XHRHV-FM
- Chalma, Veracruz; Mexico;
- Frequency: 89.1 MHz
- Branding: Macro Radio

Ownership
- Owner: La Chalmerita, A.C.

History
- First air date: December 17, 2015 (social concession)

Technical information
- ERP: 0.5 kW
- Transmitter coordinates: 21°12′49.39″N 98°23′48.27″W﻿ / ﻿21.2137194°N 98.3967417°W

= XHRHV-FM =

Radio station in Chalma, Veracruz, Mexico

XHRHV-FM is a noncommercial radio station on 89.1 FM in Chalma, Veracruz, Mexico, known as Macro Radio.

==History==
In 2011, "La Chalmerita", an unauthorized radio station, began operation on 89.1 MHz from the Chalma municipal hall.

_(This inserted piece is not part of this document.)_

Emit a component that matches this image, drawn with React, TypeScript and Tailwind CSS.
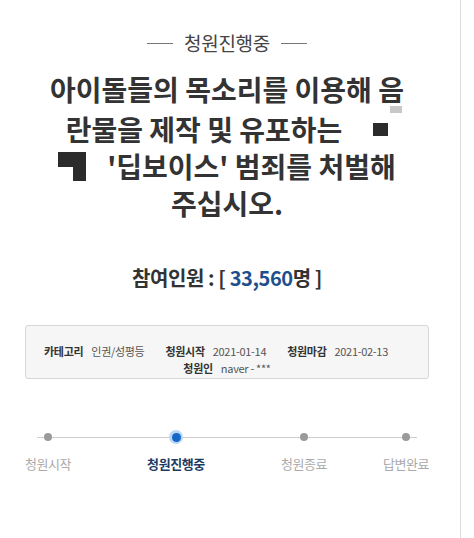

It was the first FM radio station in an area without broadcast television or cellular service. As the station was unauthorized, it was shut down during an SCT visit in March 2011.

Given that La Chalmerita was the only station in the area and its loss was a major blow for the community, members of the community decided to form a civil association and seek a permit to begin licensed operations. They succeeded in 2015, when the IFT awarded La Chalmerita a social use concession for a radio station on 89.1 MHz in Chalma, with the callsign XHRHV-FM.